Buses and other transport services will be busier than normal.
Tube services are unlikely to serve the area around Arsenal, where a Premier League football match is being held this evening.
Phil Hufton, London Underground's chief operating officer, said: "Our plans will radically improve the service we offer Tube customers in future. The whole Tube station will effectively become a personalised customer service centre, with more staff visible and available to help customers buy the right ticket, plan their journeys and get assistance.
"Over the past eight weeks, we have met with trades unions on more than 40 separate occasions.
"We have listened to their concerns and made changes as a result. We've provided guarantees that not a single member of staff will be forced to leave LU, that no supervisors must 'apply for their own job' and we are seeking ways to ensure that no member of staff sees their pay cut as a result of these changes.
"Given these commitments and guarantees, Londoners will rightly be asking why the RMT is threatening five days of strikes.
"All it will achieve is disruption to Londoners and a loss of pay for all those staff who take part. My message to the RMT leadership is it's not too late to call off this unnecessary strike and continue to work with us to help shape the future of the Tube.
"We will be working hard to keep London moving and open for business."
Mike Brown, managing director of London Underground, said: "The RMT leadership appear to remain implacably opposed to the modernisation of the Tube that will radically improve customer service and help us keep fares down.
"For example, at our busiest stations, there will be nearly a third more staff visible and available to provide, on a permanent basis, the face-to-face customer service we offered during the London 2012 Games. Visitors to London and people with disabilities will be better looked after than ever before.
"Safety and security will never be compromised. Safety is not controlled from ticket offices but by station supervisors and dedicated control rooms. This will continue.
"Fairness to our staff is also guaranteed. There will be no compulsory redundancies, there is a job for all staff wanting to remain with us and no one will lose pay as a result of change.
"We have also made significant changes to our original proposals after listening to staff and unions in over 40 meetings, including agreeing that supervisors will not need to 'reapply for their jobs'.

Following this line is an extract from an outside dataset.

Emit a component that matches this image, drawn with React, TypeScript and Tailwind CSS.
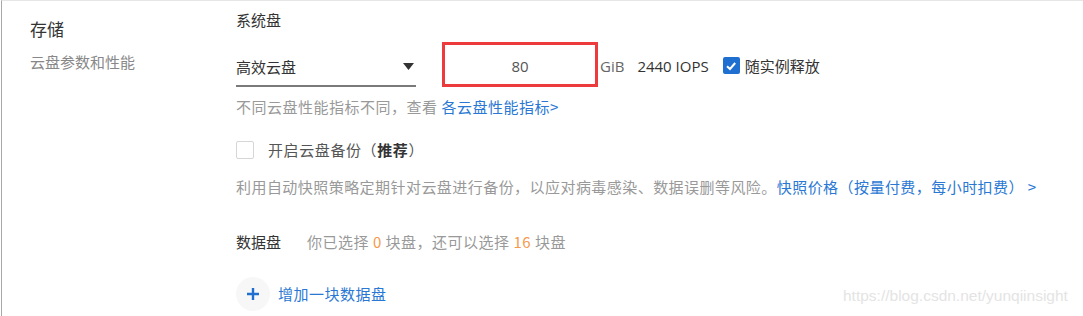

"However, the RMT leadership continues to say 'no' to everything. And they also appear in the context of these changes to be opposed to giving our staff the option of voluntary redundancy. They are simply making it up as they go along.
"Only the RMT leadership know the real motivations behind their actions, but it is infuriating that London's commuters and businesses are the ones who are being forced to pay the price with five days of utterly pointless and disruptive strikes. They should call it off.
"We have asked all the trade unions to continue talking to us this week and we hope that they continue to do so."